The Part Nobody Expects

It is not just the food. It is the behavior around it. In Korean schools, students typically bow to the cafeteria staff after finishing their meal. They clean up after themselves. They learn to eat together, to try different foods, and to treat mealtime as part of the school day rather than an interruption to it. Research in Korea has shown that the school meal program has positive effects on student health outcomes, reduces food insecurity, and helps form healthy eating habits that carry into adulthood. The lunch tray is not a convenience. It is a lesson.

A Different Philosophy of School Food

Countries approach school meals in different ways, shaped by their own histories, budgets, and priorities. What stands out about Korea's approach is not that other systems have failed, but that Korea made a specific and sustained choice: to treat the school meal as an educational experience rather than a logistical one. That choice shows up in the law that mandates nutritionists, in the budget that keeps growing, and in the culture that asks students to be present at the table — not just fed by it.

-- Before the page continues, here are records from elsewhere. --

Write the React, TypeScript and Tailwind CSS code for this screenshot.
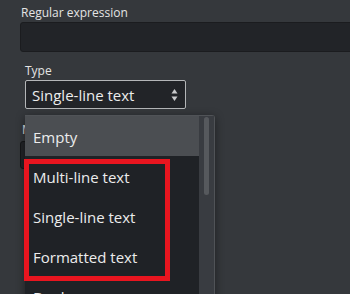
const options = ['Empty', 'Multi-line text', 'Single-line text', 'Formatted text', 'Boolean']

export default function App() {
  return (
    <div
      className="relative h-[294px] w-[350px] overflow-hidden bg-[#35383c] text-[#e4e4e4]"
      style={{ fontFamily: '"Open Sans", "Noto Sans", sans-serif' }}
    >
      {/* Regular expression */}
      <div className="pl-[20px] pt-[5px]">
        <div className="ml-[1px] h-[16px] text-[12px] leading-[16px]">Regular expression</div>
        <div className="mt-[1px] h-[30px] w-[400px] rounded-[3px] border border-[#1b1c1f] bg-[#222428]" />
      </div>

      {/* Type */}
      <div className="pl-[25px] pt-[11px]">
        <div className="h-[16px] text-[12px] leading-[16px]">Type</div>
        <div className="mt-[1px] flex h-[29px] w-[161px] items-center justify-between rounded-[2px] border border-[#b4b6b8] bg-[#222428] pl-[6px] pr-[7px]">
          <span className="text-[15px] leading-[20px] text-[#ececec]">Single-line text</span>
          <svg width="7" height="14" viewBox="0 0 7 14">
            <path d="M3.5 1 L6.5 5.5 L0.5 5.5 Z" fill="#c9cacc" />
            <path d="M3.5 13 L6.5 8.5 L0.5 8.5 Z" fill="#c9cacc" />
          </svg>
        </div>
      </div>

      {/* field hidden behind the open list */}
      <div className="pl-[20px] pt-[13px]">
        <div className="ml-[2px] h-[16px] text-[12px] leading-[16px]">Max length</div>
        <div className="mt-[3px] h-[28px] w-[180px] rounded-[3px] border border-[#151618] bg-[#222428]" />
      </div>

      {/* Open dropdown */}
      <div className="absolute left-[25px] top-[115px] flex h-[200px] w-[190px] rounded-tr-[3px] border-t border-r border-[#505357] bg-[#1f2226] shadow-[0_2px_10px_rgba(0,0,0,0.45)]">
        <div className="w-[174px]">
          {options.map((o, i) => (
            <div
              key={o}
              className={`flex h-[40px] items-center pl-[8px] pt-[2px] text-[15px] leading-[20px] text-[#ececec] ${
                i === 0 ? 'bg-[#4b4e52]' : ''
              }`}
            >
              {o}
            </div>
          ))}
        </div>
        <div className="w-[15px] bg-[#393c41] pl-[5px] pt-[1px]">
          <div className="h-[78px] w-[5px] rounded-full bg-[#56595d]" />
        </div>
      </div>

      {/* highlight box */}
      <div className="absolute left-[24px] top-[159px] h-[122px] w-[146px] border-[5px] border-[#e8151f]" />
    </div>
  )
}
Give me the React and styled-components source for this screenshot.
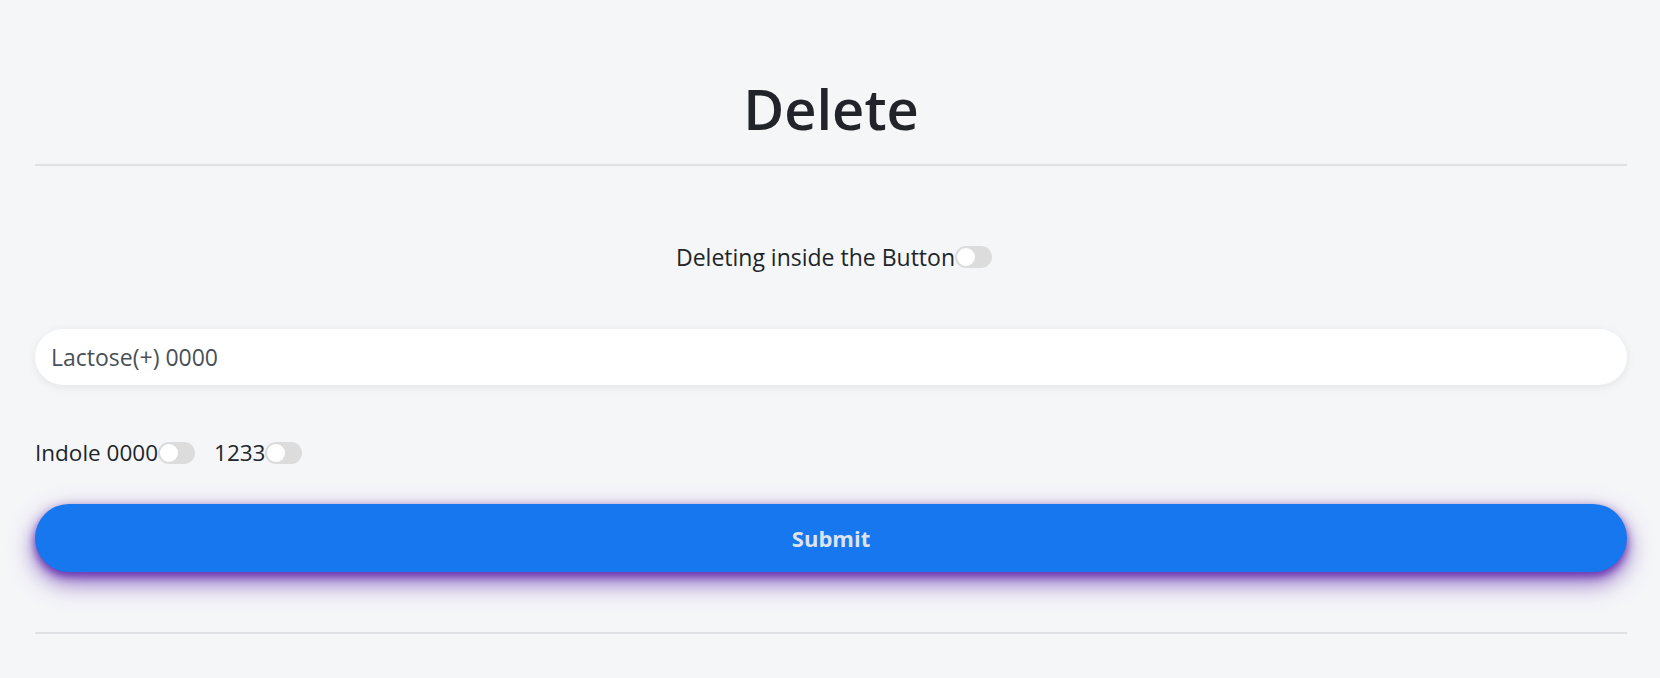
import React, { useState } from "react";
import styled, { createGlobalStyle } from "styled-components";

const GlobalStyle = createGlobalStyle`
  * { box-sizing: border-box; }
  body {
    margin: 0;
    background: #f5f6f8;
    font-family: "Open Sans", "Noto Sans", sans-serif;
    color: #212529;
  }
`;

const Page = styled.div`
  padding: 0 33px 0 35px;
`;

const Title = styled.h1`
  margin: 0;
  padding-top: 68px;
  text-align: center;
  font-size: 56px;
  font-weight: 600;
  line-height: 80px;
  color: #212529;
`;

const Rule = styled.hr`
  margin: ${(p) => p.$top || 0}px 0 0;
  border: none;
  border-top: 2px solid #dfe1e4;
`;

const CenterRow = styled.div`
  display: flex;
  justify-content: center;
  align-items: center;
  margin-top: 78px;
  padding-left: 6px;
  font-size: 23px;
  line-height: 26px;
`;

const Row = styled.div`
  display: flex;
  align-items: center;
  gap: 19px;
  margin-top: 55px;
  font-size: 22.5px;
  line-height: 26px;
`;

const Labelled = styled.label`
  display: flex;
  align-items: center;
`;

const Track = styled.span`
  position: relative;
  display: inline-block;
  width: 37px;
  height: 22px;
  border-radius: 11px;
  background: ${(p) => (p.$on ? "#1677ee" : "#dcdcdc")};
  cursor: pointer;
`;

const Knob = styled.span`
  position: absolute;
  top: 2px;
  left: ${(p) => (p.$on ? "17px" : "2px")};
  width: 18px;
  height: 18px;
  border-radius: 50%;
  background: #fff;
`;

const Input = styled.input`
  display: block;
  width: 100%;
  height: 56px;
  margin-top: 59px;
  padding: 0 16px;
  border: none;
  border-radius: 28px;
  background: #fff;
  box-shadow: 0 2px 10px rgba(0, 0, 0, 0.08);
  font-family: inherit;
  font-size: 23px;
  color: #495057;
  outline: none;
`;

const Submit = styled.button`
  display: block;
  width: 100%;
  height: 68px;
  margin-top: 38px;
  border: none;
  border-radius: 34px;
  background: #1677ee;
  box-shadow: 0 4px 8px rgba(96, 40, 170, 0.85),
    0 10px 24px rgba(98, 45, 175, 0.75);
  font-family: inherit;
  font-size: 22px;
  font-weight: 700;
  color: #dde3ec;
  cursor: pointer;
`;

const Switch = ({ label }) => {
  const [on, setOn] = useState(false);
  return (
    <Labelled onClick={() => setOn(!on)}>
      {label}
      <Track $on={on}>
        <Knob $on={on} />
      </Track>
    </Labelled>
  );
};

export default function App() {
  return (
    <>
      <GlobalStyle />
      <Page>
        <Title>Delete</Title>
        <Rule $top={16} />
        <CenterRow>
          <Switch label="Deleting inside the Button" />
        </CenterRow>
        <Input defaultValue="Lactose(+) 0000" />
        <Row>
          <Switch label="Indole 0000" />
          <Switch label="1233" />
        </Row>
        <Submit>Submit</Submit>
        <Rule $top={60} />
      </Page>
    </>
  );
}
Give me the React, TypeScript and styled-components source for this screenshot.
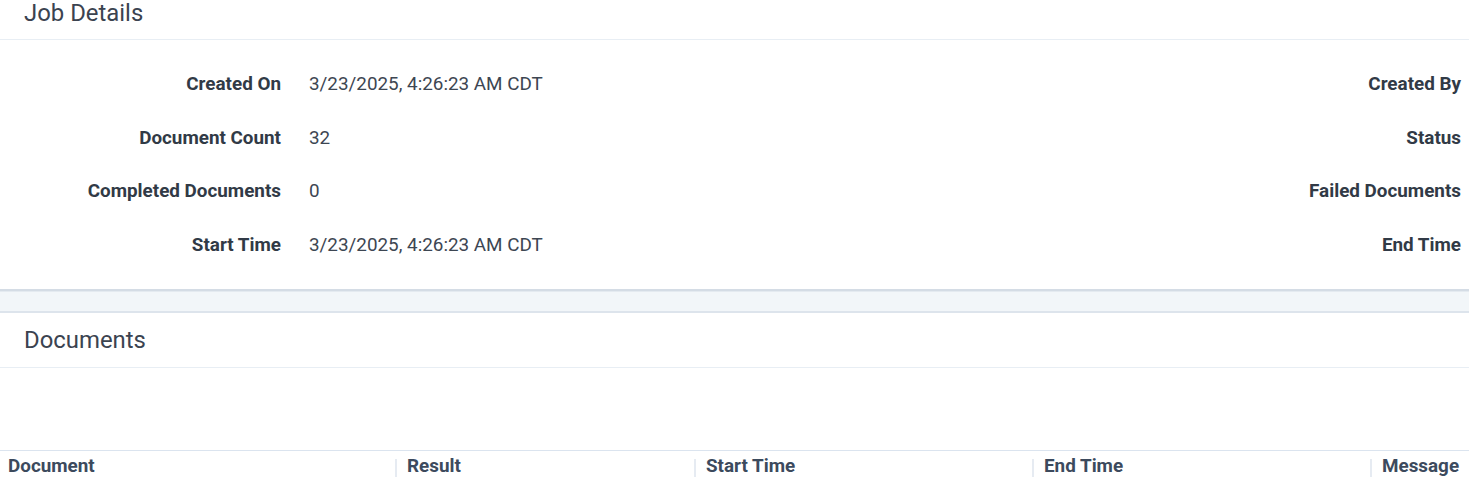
import React from "react";
import styled, { createGlobalStyle } from "styled-components";

const GlobalStyle = createGlobalStyle`
  html, body {
    margin: 0;
    padding: 0;
    background: #ffffff;
    font-family: Roboto, "Noto Sans", "Liberation Sans", sans-serif;
    -webkit-font-smoothing: antialiased;
  }
  * { box-sizing: border-box; }
`;

const Page = styled.div`
  display: flex;
  flex-direction: column;
  width: 100%;
`;

const Section = styled.section`
  display: flex;
  flex-direction: column;
  background: #ffffff;
`;

const SectionHeader = styled.div<{ $first?: boolean }>`
  padding: ${(p) => (p.$first ? "0 24px 13px" : "14px 24px 14px")};
  border-bottom: 1px solid #e8eef4;
`;

const SectionTitle = styled.h2`
  margin: 0;
  font-size: 23.9px;
  line-height: 26px;
  font-weight: 400;
  color: #3b4350;
`;

const DetailsGrid = styled.div`
  display: grid;
  grid-template-columns: 281px 1fr auto;
  column-gap: 28px;
  padding: 17.4px 8px 17px 0;
`;

const Label = styled.div`
  font-size: 18.85px;
  line-height: 22px;
  font-weight: 700;
  color: #313a46;
  text-align: right;
  padding: 15.8px 0;
  white-space: nowrap;
`;

const Value = styled.div`
  font-size: 18.85px;
  line-height: 22px;
  font-weight: 400;
  color: #3d4652;
  padding: 15.8px 0;
  white-space: nowrap;
`;

const Band = styled.div`
  height: 24px;
  background: #f2f6f9;
  border-top: 2px solid #d4dce5;
  border-bottom: 2px solid #dde4ec;
  box-shadow: inset 0 1px 0 #e4eaf0;
`;

const Toolbar = styled.div`
  height: 82px;
`;

const TableHead = styled.div`
  display: grid;
  grid-template-columns: 395px 299px 338px 338px 1fr;
  border-top: 1px solid #dbe4ef;
  padding-top: 1px;
`;

const HeadCell = styled.div<{ $first?: boolean }>`
  display: flex;
  align-items: center;
  gap: 10px;
  padding-left: ${(p) => (p.$first ? "8px" : "0")};
  font-size: 18.85px;
  line-height: 22px;
  font-weight: 700;
  color: #3c4a5d;
  white-space: nowrap;
  height: 28px;
`;

const Divider = styled.span`
  width: 2px;
  height: 18px;
  margin-top: 4px;
  background: #e6ebf2;
  flex: none;
`;

const details: [string, string, string][] = [
  ["Created On", "3/23/2025, 4:26:23 AM CDT", "Created By"],
  ["Document Count", "32", "Status"],
  ["Completed Documents", "0", "Failed Documents"],
  ["Start Time", "3/23/2025, 4:26:23 AM CDT", "End Time"],
];

const columns = ["Document", "Result", "Start Time", "End Time", "Message"];

export default function App() {
  return (
    <Page>
      <GlobalStyle />
      <Section>
        <SectionHeader $first>
          <SectionTitle>Job Details</SectionTitle>
        </SectionHeader>
        <DetailsGrid>
          {details.map(([l, v, r]) => (
            <React.Fragment key={l}>
              <Label>{l}</Label>
              <Value>{v}</Value>
              <Label>{r}</Label>
            </React.Fragment>
          ))}
        </DetailsGrid>
      </Section>
      <Band />
      <Section>
        <SectionHeader>
          <SectionTitle>Documents</SectionTitle>
        </SectionHeader>
        <Toolbar />
        <TableHead>
          {columns.map((c, i) => (
            <HeadCell key={c} $first={i === 0}>
              {i > 0 && <Divider />}
              {c}
            </HeadCell>
          ))}
        </TableHead>
      </Section>
    </Page>
  );
}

Now the UK Is Taking Notes

In April 2026, the United Kingdom announced plans to reform its school meal system for the first time in over a decade. The UK government will ban all fried foods from school menus starting September 2027, with restrictions on processed foods and sugary desserts also planned. As the reform drew attention, British media highlighted Korean school lunches as a reference point. The Daily Mail described them as "meals structured like a course menu," noting that some Korean schools offer up to six items per meal with fruit and milk served as dessert. Five education and food-related organizations formed a School Meals Project and raised approximately 2.3 million pounds to improve school food quality. Education Secretary Bridget Phillipson called the measure "a once-in-a-generation reform of school meals." When a country looks abroad for inspiration on something as everyday as lunch, it says something about how seriously that everyday thing can be taken.